Fox Business Channel Host Stuart Varney sat down on another FoxNews Show earlier this week and lamented, “Suddenly I find that socialism is back in favor in America.”
“I left England in the 1970s. And I left because it was a socialist economy which offered no hope for anybody who wanted to climb the food chain. Mass unemployment. Absolutely low growth. It was a terrible place back in the 1970s and I left. I came to America.”
As former Federal Reserve Vice Chairman Alice Rivlin observed last year, “we haven’t seen 3% growth for a long time.” How can that be? No one seems able to guess. Varney incorrectly blamed President Obama. Economists have tried for a decade to come up with something, only to now suggest that it must not really matter (their “full employment”) since so much time has passed.
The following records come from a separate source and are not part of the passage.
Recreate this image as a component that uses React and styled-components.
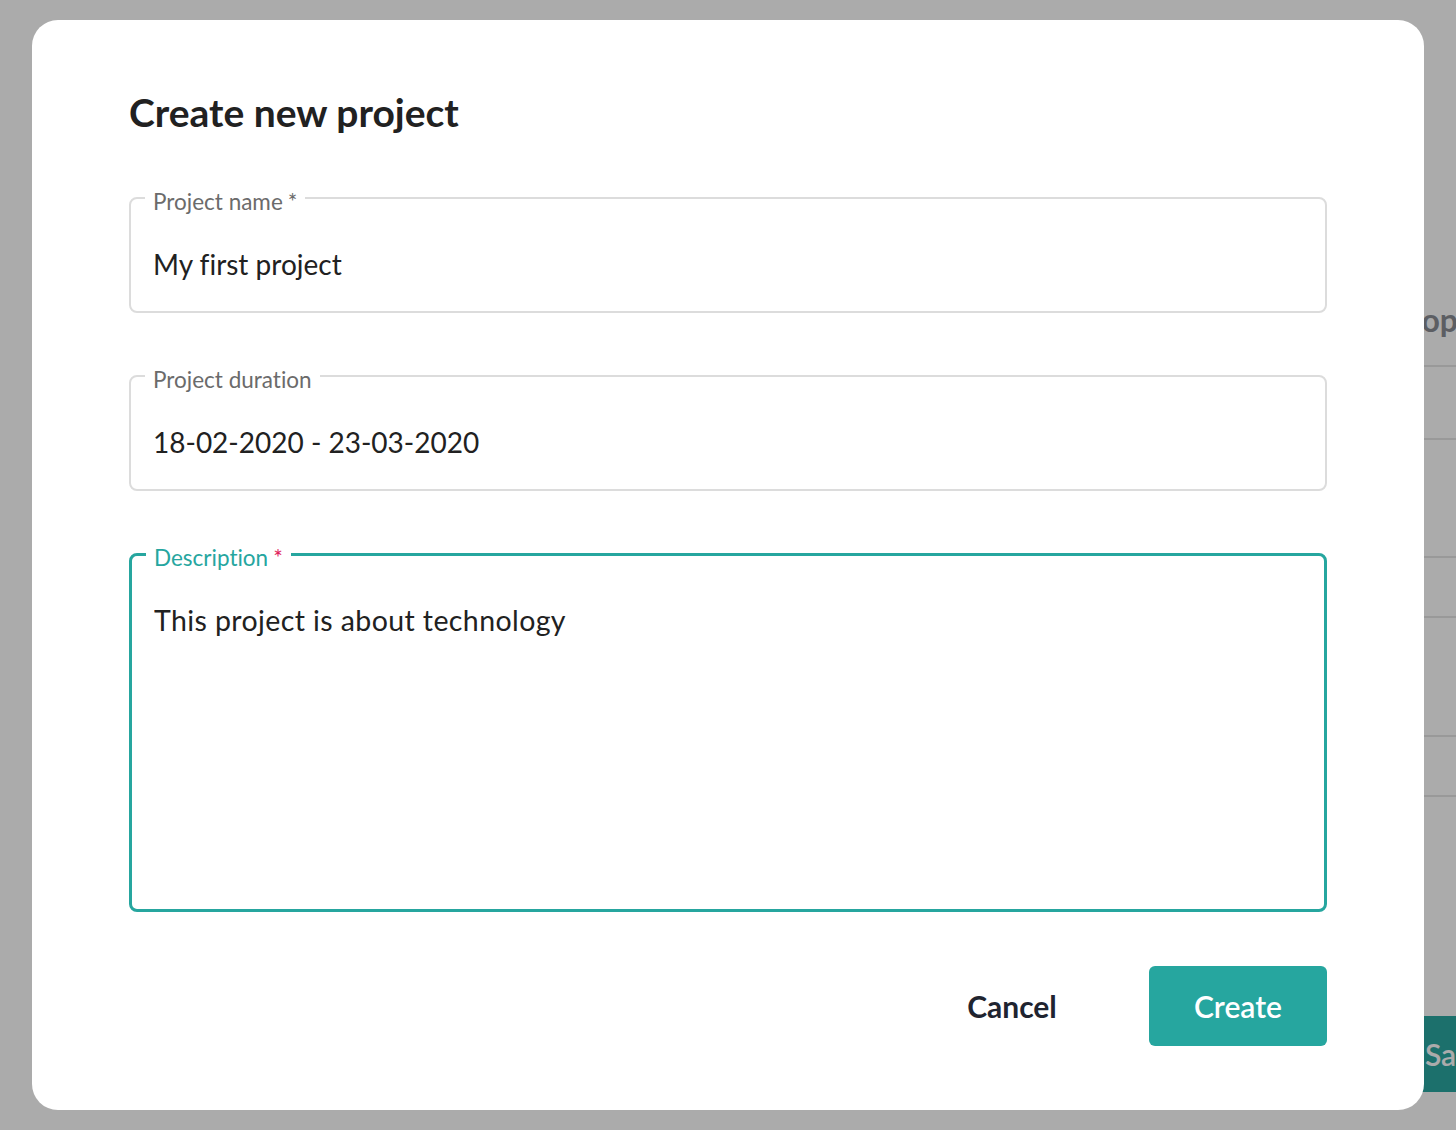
import React from 'react';
import styled, { createGlobalStyle } from 'styled-components';

const teal = '#26a69f';
const ink = '#212121';

const GlobalStyle = createGlobalStyle`
  html, body {
    margin: 0;
    padding: 0;
    height: 100%;
    overflow: hidden;
    background: #ffffff;
    font-family: Lato, "Open Sans", sans-serif;
    font-variant-ligatures: none;
  }
`;

const Page = styled.div`
  width: 100%;
  height: 100vh;
  display: grid;
  grid-template-columns: 1fr 90px;
`;

const Side = styled.aside`
  min-width: 0;
  width: 420px;
  padding-top: 300px;
  display: flex;
  flex-direction: column;
  color: #8a8d94;
`;

const SideTitle = styled.h2`
  margin: 0 0 25px;
  font-size: 32px;
  font-weight: 700;
  line-height: 40px;
  padding-left: 20px;
  white-space: nowrap;
`;

const SideRow = styled.div`
  box-sizing: border-box;
  height: ${(p) => p.h}px;
  border-top: 2px solid #e4e4e4;
`;

const SaveButton = styled.button`
  margin-top: 68px;
  width: 180px;
  height: 76px;
  border: none;
  border-radius: 6px;
  background: #2aa8a1;
  color: #ffffff;
  font: 600 30px Lato, sans-serif;
`;

const Overlay = styled.div`
  position: fixed;
  inset: 0;
  background: rgba(0, 0, 0, 0.33);
  padding: 20px 32px;
  box-sizing: border-box;
  display: flex;
`;

const Dialog = styled.div`
  flex: 1;
  background: #ffffff;
  border-radius: 26px;
  padding: 68px 97px 0;
  display: flex;
  flex-direction: column;
`;

const Title = styled.h1`
  margin: 0 0 46px;
  font-size: 39px;
  font-weight: 700;
  line-height: 48px;
  color: ${ink};
`;

const Field = styled.fieldset`
  margin: 0 0 ${(p) => p.gap || 0}px;
  padding: 0 22px;
  height: ${(p) => p.h}px;
  box-sizing: border-box;
  border: ${(p) => (p.focused ? `3px solid ${teal}` : '2px solid #dcdcdc')};
  border-radius: 8px;
  min-width: 0;
`;

const Legend = styled.legend`
  margin-left: -8px;
  padding: 8px 8px 0;
  font-size: 22.5px;
  line-height: 24px;
  color: ${(p) => (p.focused ? teal : '#6b6b6b')};
`;

const Star = styled.span`
  margin-left: 5px;
  color: ${(p) => (p.red ? '#e0245e' : 'inherit')};
`;

const Input = styled.input`
  display: block;
  width: 100%;
  box-sizing: border-box;
  margin-top: 32px;
  padding: 0;
  border: none;
  outline: none;
  background: transparent;
  font: 400 28px Lato, sans-serif;
  font-variant-ligatures: none;
  line-height: 36px;
  color: ${ink};
`;

const TextArea = styled.textarea`
  display: block;
  width: 100%;
  box-sizing: border-box;
  margin-top: 32px;
  padding: 0;
  height: 260px;
  border: none;
  outline: none;
  resize: none;
  background: transparent;
  font: 400 28.5px Lato, sans-serif;
  letter-spacing: 0.4px;
  line-height: 36px;
  color: ${ink};
`;

const Actions = styled.div`
  margin-top: 54px;
  display: flex;
  justify-content: flex-end;
  gap: 48px;
`;

const Button = styled.button`
  width: 178px;
  height: 80px;
  border: none;
  border-radius: 6px;
  font: ${(p) => (p.primary ? 600 : 700)} 30px Lato, sans-serif;
  color: ${(p) => (p.primary ? '#ffffff' : '#1f2430')};
  background: ${(p) => (p.primary ? teal : 'transparent')};
  cursor: pointer;
`;

export default function App() {
  return (
    <>
      <GlobalStyle />
      <Page>
        <div />
        <Side>
          <SideTitle>Shop</SideTitle>
          <SideRow h={73} />
          <SideRow h={118} />
          <SideRow h={60} />
          <SideRow h={119} />
          <SideRow h={60} />
          <SideRow h={153} />
          <SaveButton>Save</SaveButton>
        </Side>
      </Page>
      <Overlay>
        <Dialog>
          <Title>Create new project</Title>
          <Field h={131} gap={47}>
            <Legend>
              Project name<Star>*</Star>
            </Legend>
            <Input readOnly defaultValue="My first project" />
          </Field>
          <Field h={131} gap={47}>
            <Legend>Project duration</Legend>
            <Input readOnly defaultValue="18-02-2020 - 23-03-2020" />
          </Field>
          <Field h={374} focused>
            <Legend focused>
              Description<Star red>*</Star>
            </Legend>
            <TextArea readOnly defaultValue="This project is about technology" />
          </Field>
          <Actions>
            <Button>Cancel</Button>
            <Button primary>Create</Button>
          </Actions>
        </Dialog>
      </Overlay>
    </>
  );
}
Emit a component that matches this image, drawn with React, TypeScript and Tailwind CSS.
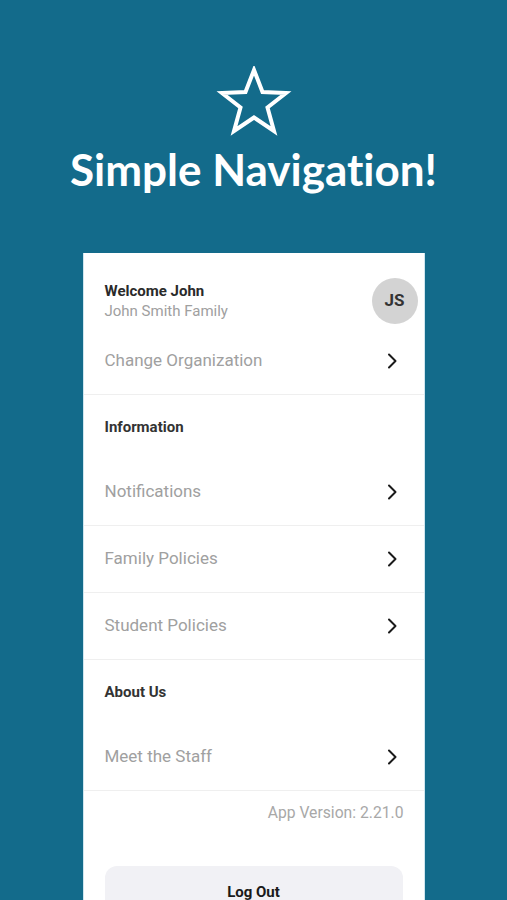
import React from "react";

const Chevron = () => (
  <svg width="12" height="18" viewBox="0 0 12 18" fill="none" className="shrink-0">
    <path d="M3 2.5 L9.5 9 L3 15.5" stroke="#1a1a1a" strokeWidth="2" strokeLinecap="round" strokeLinejoin="round" />
  </svg>
);

const Row = ({ label }: { label: string }) => (
  <div className="flex h-[67px] shrink-0 items-center justify-between border-b border-[#efefef] pl-[21px] pr-[26px]">
    <span className="text-[17px] text-[#a0a0a0]">{label}</span>
    <Chevron />
  </div>
);

const Section = ({ label }: { label: string }) => (
  <div className="flex h-16 shrink-0 items-center pl-[21px] text-[15px] font-bold text-[#333333]">{label}</div>
);

export default function App() {
  return (
    <div className="flex h-[900px] w-full flex-col items-center overflow-hidden bg-[#136b8b]" style={{ fontFamily: "Roboto, 'Liberation Sans', sans-serif" }}>
      <svg width="76" height="72" viewBox="0 0 76 72" className="mt-[66px] shrink-0" fill="none">
        <polygon
          points="38,4 46.5,26 70,27 51.5,41.5 58,65 38,51.5 18,65 24.5,41.5 6,27 29.5,26"
          stroke="white"
          strokeWidth="4"
          strokeLinejoin="miter"
        />
      </svg>
      <h1 className="mt-[5px] shrink-0 text-[44px] font-bold leading-[52px] text-white [font-variant-ligatures:none]" style={{ fontFamily: "Lato, 'Open Sans', sans-serif" }}>
        Simple Navigation!
      </h1>
      <div className="mt-[58px] flex w-[342px] shrink-0 flex-col border-x border-[#cfe6ef] bg-white pb-6">
        <div className="flex items-center justify-between pl-[21px] pr-[6px] pt-[25px]">
          <div className="flex flex-col">
            <span className="text-[15px] font-bold leading-5 text-[#2a2a2a]">Welcome John</span>
            <span className="text-[15px] leading-5 text-[#a0a0a0]">John Smith Family</span>
          </div>
          <div className="flex h-[46px] w-[46px] items-center justify-center rounded-full bg-[#d3d3d3] text-[17px] font-bold text-[#333333]">
            JS
          </div>
        </div>
        <div className="mt-1">
          <Row label="Change Organization" />
        </div>
        <Section label="Information" />
        <Row label="Notifications" />
        <Row label="Family Policies" />
        <Row label="Student Policies" />
        <Section label="About Us" />
        <Row label="Meet the Staff" />
        <div className="flex justify-end pr-[20px] pt-[10px] text-[15.7px] text-[#a8a8a8]">App Version: 2.21.0</div>
        <div className="mx-[21px] mt-[41px] flex h-[54px] items-center justify-center rounded-[12px] bg-[#f1f1f5] text-[15px] font-bold text-[#1a1a1a]">
          Log Out
        </div>
      </div>
    </div>
  );
}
We are the 1970’s, only worse. During the Great Inflation like the late Gilded Age, it was more evident what was wrong. In the late 19th century, it was capitalist progress that was entirely messy. It was pretty straightforward to identify silver as a distraction. During the seventies, it was Economists at central banks and working in Finance Ministries who didn’t have the first clue. No one needed an advanced degree to figure out inflation (it was actually better that you didn’t have one).
Deutsche Bank, by the way, just two weeks ago fired yet another CEO. The last one, John Cryan, was dismissed because he was right. The bank’s balance sheet remains an impenetrable mess for all the excesses of the apex of the eurodollar, bubble era. That’s exactly what Cryan identified at the beginning of his tenure. He tried to correct it, but tellingly he couldn’t.
DB is among the more extreme cases, but it is no outlier. No matter what era, banks will do what banks always do and politicians will try to do what politicians always try to do. The difference is entangling money within all of them. Fix the monetary system this time for that defect, or make sure Deutsche Bank can make crazy profits. Doing neither means more just plain crazy.